Gary's News and views

Gary Streeter MP for South West Devon

Gary writes a weekly article which appears in the Plympton Plymstock and Ivybridge News in South West Devon. The articles are published here.


Thursday, 12 December 2013


It was clearly wrong for the Royal Marine Sergeant to take the life of an Afghan prisoner in cold blood. It was inevitable once this was drawn to the attention of the authorities that he would and should be the subject of a court martial. This has happened throughout military history and in days gone by an offender of this kind would be hung or shot.

He had to be found guilty given the incriminating evidence. But from thereon I part company with the decisions of the court.

First of all, I do not believe that he should have been named. We know how dangerous some of these extremists we are fighting are and there must now be very real concerns about the safety of his family. Unfortunately that genie is out of the bottle and cannot be put back.

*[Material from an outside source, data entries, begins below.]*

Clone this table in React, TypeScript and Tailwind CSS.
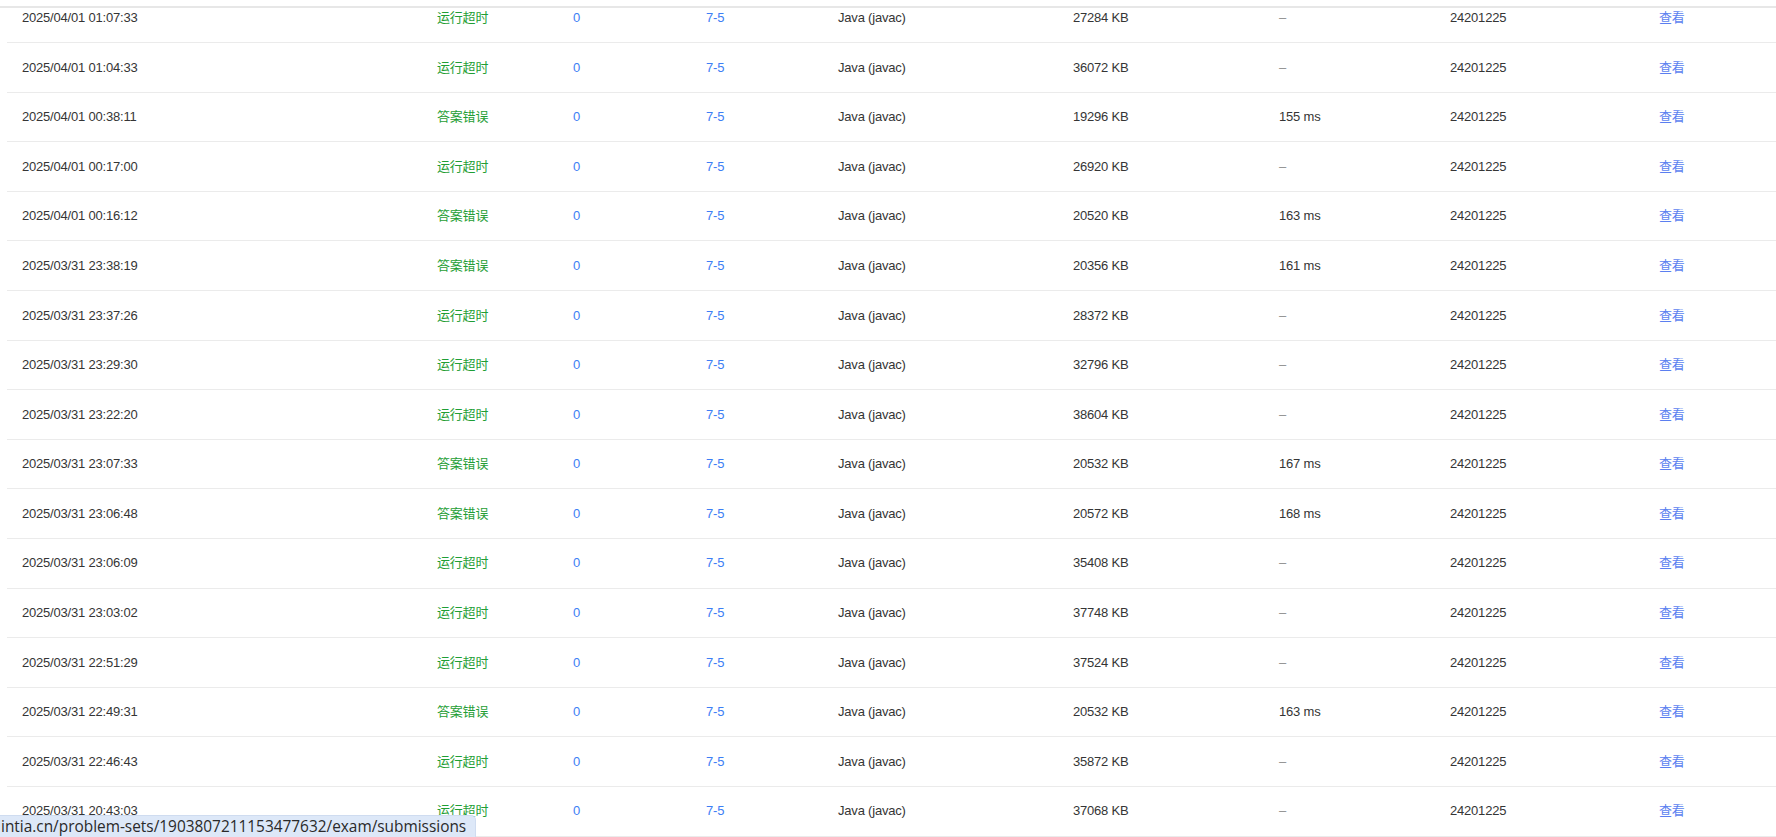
import React from "react";

type Row = { t: string; s: string; kb: string; ms: string };

const rows: Row[] = [
  { t: "2025/04/01 01:07:33", s: "运行超时", kb: "27284 KB", ms: "–" },
  { t: "2025/04/01 01:04:33", s: "运行超时", kb: "36072 KB", ms: "–" },
  { t: "2025/04/01 00:38:11", s: "答案错误", kb: "19296 KB", ms: "155 ms" },
  { t: "2025/04/01 00:17:00", s: "运行超时", kb: "26920 KB", ms: "–" },
  { t: "2025/04/01 00:16:12", s: "答案错误", kb: "20520 KB", ms: "163 ms" },
  { t: "2025/03/31 23:38:19", s: "答案错误", kb: "20356 KB", ms: "161 ms" },
  { t: "2025/03/31 23:37:26", s: "运行超时", kb: "28372 KB", ms: "–" },
  { t: "2025/03/31 23:29:30", s: "运行超时", kb: "32796 KB", ms: "–" },
  { t: "2025/03/31 23:22:20", s: "运行超时", kb: "38604 KB", ms: "–" },
  { t: "2025/03/31 23:07:33", s: "答案错误", kb: "20532 KB", ms: "167 ms" },
  { t: "2025/03/31 23:06:48", s: "答案错误", kb: "20572 KB", ms: "168 ms" },
  { t: "2025/03/31 23:06:09", s: "运行超时", kb: "35408 KB", ms: "–" },
  { t: "2025/03/31 23:03:02", s: "运行超时", kb: "37748 KB", ms: "–" },
  { t: "2025/03/31 22:51:29", s: "运行超时", kb: "37524 KB", ms: "–" },
  { t: "2025/03/31 22:49:31", s: "答案错误", kb: "20532 KB", ms: "163 ms" },
  { t: "2025/03/31 22:46:43", s: "运行超时", kb: "35872 KB", ms: "–" },
  { t: "2025/03/31 20:43:03", s: "运行超时", kb: "37068 KB", ms: "–" },
];

export default function App() {
  return (
    <div
      className="relative h-[837px] w-full overflow-hidden bg-white text-[13px] tracking-[-0.2px] text-[#353535]"
      style={{ fontFamily: '"Liberation Sans", "Noto Sans CJK SC", sans-serif' }}
    >
      <div className="ml-[7px] -mt-[6.6px]">
        {rows.map((r, i) => (
          <div
            key={i}
            className="grid h-[49.6px] grid-cols-[415px_136px_133px_132px_235px_206px_171px_209px_1fr] items-center border-b border-[#ebebeb]"
          >
            <div className="pl-[15px]">{r.t}</div>
            <div className="pl-[15px] text-[#1f9e35]">{r.s}</div>
            <div className="pl-[15px] text-[#3d7ef5]">0</div>
            <div className="pl-[15px] text-[#3d7ef5]">7-5</div>
            <div className="pl-[15px]">Java (javac)</div>
            <div className="pl-[15px]">{r.kb}</div>
            <div className={r.ms === "–" ? "pl-[15px] text-[#8f8f8f]" : "pl-[15px]"}>{r.ms}</div>
            <div className="pl-[15px]">24201225</div>
            <div className="pl-[15px] text-[#5b7ff0]">查看</div>
          </div>
        ))}
      </div>

      <div className="absolute left-0 right-0 top-0 h-[8px] border-b-2 border-[#e7e7e7] bg-white" />

      <div
        className="absolute bottom-0 left-0 flex h-[22px] w-[476px] items-center overflow-hidden rounded-tr-[5px] border-r border-t border-[#cfdcf0] bg-[#dde8f8] text-[15.4px] tracking-normal text-[#2a2a2a]"
        style={{ fontFamily: '"Open Sans", "Noto Sans", sans-serif' }}
      >
        <span className="whitespace-nowrap pl-[1px]">intia.cn/problem-sets/1903807211153477632/exam/submissions</span>
      </div>
    </div>
  );
}
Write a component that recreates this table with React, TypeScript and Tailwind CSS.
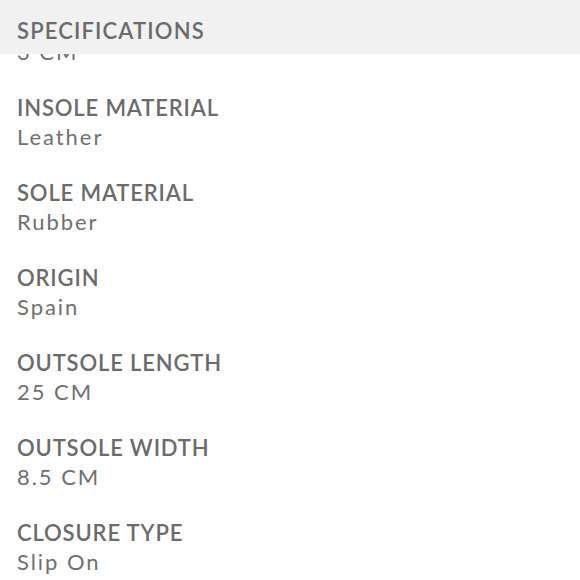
const specs = [
  { label: "HEEL HEIGHT", value: "3 CM" },
  { label: "INSOLE MATERIAL", value: "Leather" },
  { label: "SOLE MATERIAL", value: "Rubber" },
  { label: "ORIGIN", value: "Spain" },
  { label: "OUTSOLE LENGTH", value: "25 CM" },
  { label: "OUTSOLE WIDTH", value: "8.5 CM" },
  { label: "CLOSURE TYPE", value: "Slip On" },
];

export default function App() {
  return (
    <div className="h-[580px] w-[580px] overflow-hidden bg-white font-['Lato',sans-serif]">
      <div className="h-[54px] bg-[#f1f1f1] px-[17px] pt-[19.5px]">
        <h2 className="text-[22px] font-semibold leading-[22px] tracking-[1.15px] text-[#6b6b6b]">
          SPECIFICATIONS
        </h2>
      </div>
      <div className="h-[526px] overflow-hidden px-[17px]">
        <div className="mt-[-44px] flex flex-col gap-[30px]">
          {specs.map((s) => (
            <div key={s.label} className="flex flex-col">
              <div className="text-[22px] font-semibold leading-[26px] tracking-[0.85px] text-[#6b6b6b]">
                {s.label}
              </div>
              <div className="mt-[3px] text-[22px] leading-[26px] tracking-[1.95px] text-[#707070]">
                {s.value}
              </div>
            </div>
          ))}
        </div>
      </div>
    </div>
  );
}
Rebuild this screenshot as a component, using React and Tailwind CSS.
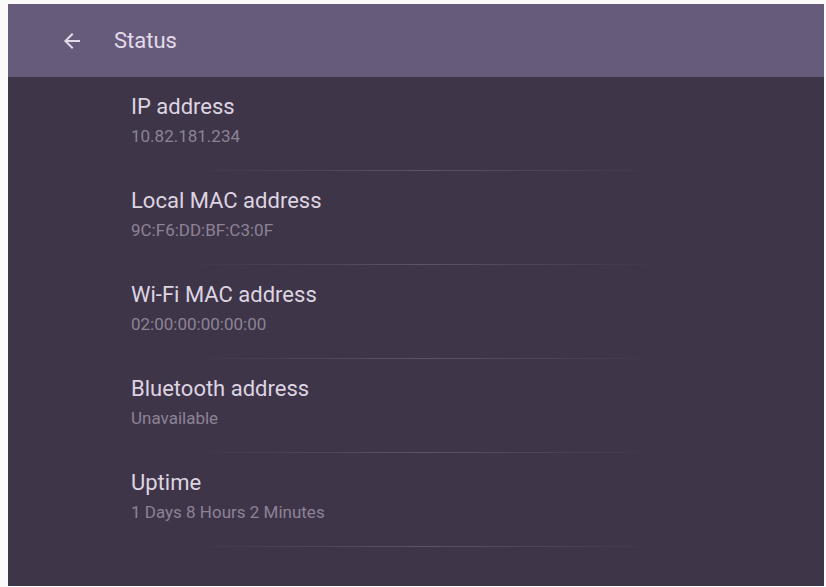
import { MdArrowBack } from 'react-icons/md';

const items = [
  { title: 'IP address', value: '10.82.181.234' },
  { title: 'Local MAC address', value: '9C:F6:DD:BF:C3:0F' },
  { title: 'Wi-Fi MAC address', value: '02:00:00:00:00:00' },
  { title: 'Bluetooth address', value: 'Unavailable' },
  { title: 'Uptime', value: '1 Days 8 Hours 2 Minutes' },
];

export default function App() {
  return (
    <div className="w-[826px] h-[587px] bg-[#fbfafb] pl-[8px] pt-[4px] overflow-hidden" style={{ fontFamily: 'Roboto, "Noto Sans", sans-serif' }}>
      <div className="w-[816px] h-[582px] bg-[#3f3548] flex flex-col">
        <header className="h-[73px] bg-[#675b7b] flex items-center shrink-0">
          <MdArrowBack className="ml-[52px] w-[24px] h-[24px] text-[#e4dbea]" />
          <h1 className="ml-[30px] text-[22px] leading-[28px] text-[#e4dbea]">Status</h1>
        </header>
        <div className="flex flex-col">
          {items.map((it) => (
            <div key={it.title} className="h-[94px] flex flex-col pl-[123px]">
              <p className="pt-[16px] text-[22px] leading-[28px] text-[#ddd4e2]">{it.title}</p>
              <p className="mt-[4px] text-[17px] leading-[22px] text-[#8c8396]">{it.value}</p>
              <div className="mt-auto ml-[55px] w-[475px] h-px bg-gradient-to-r from-transparent via-[#5d5369] to-transparent" />
            </div>
          ))}
        </div>
      </div>
    </div>
  );
}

Second, I do not believe that the sentence handed down was a just sentence. Sentences are designed to have different components to them including deterrence, punishment and public protection; they are supposed to reflect the seriousness of the crime and be proportionate. Holding up that template to the decision of the court in this instance, can it really be argued that a life sentence with a minimum of ten years served is just?

Deterrence is served by a dishonourable discharge – it is unlikely that any young soldier looking in on all of this is likely to be tempted to repeat the same mistake.

This Royal Marine will have lost his job and his pension. Proportionality must surely take into account the battlefield conditions and the fact that just a few minutes earlier this victim was trying to kill him and his comrades. I have no doubt that this sergeant had witnessed some of his mates blown up and killed during this treacherous conflict.

This does not mean he should have been found not guilty, but should have been a substantial argument in mitigation. I would never dream to sit in judgement on someone who has experienced such traumatic circumstances.

Part of the point of imprisonment is to protect the public. Are any of us in danger from this man who had previously served his country so well, but had made a terrible instant decision that will blight the rest of his life?

The sentence was far too long and it does not surprise me that so many people have protested against it. I hope he wins on appeal.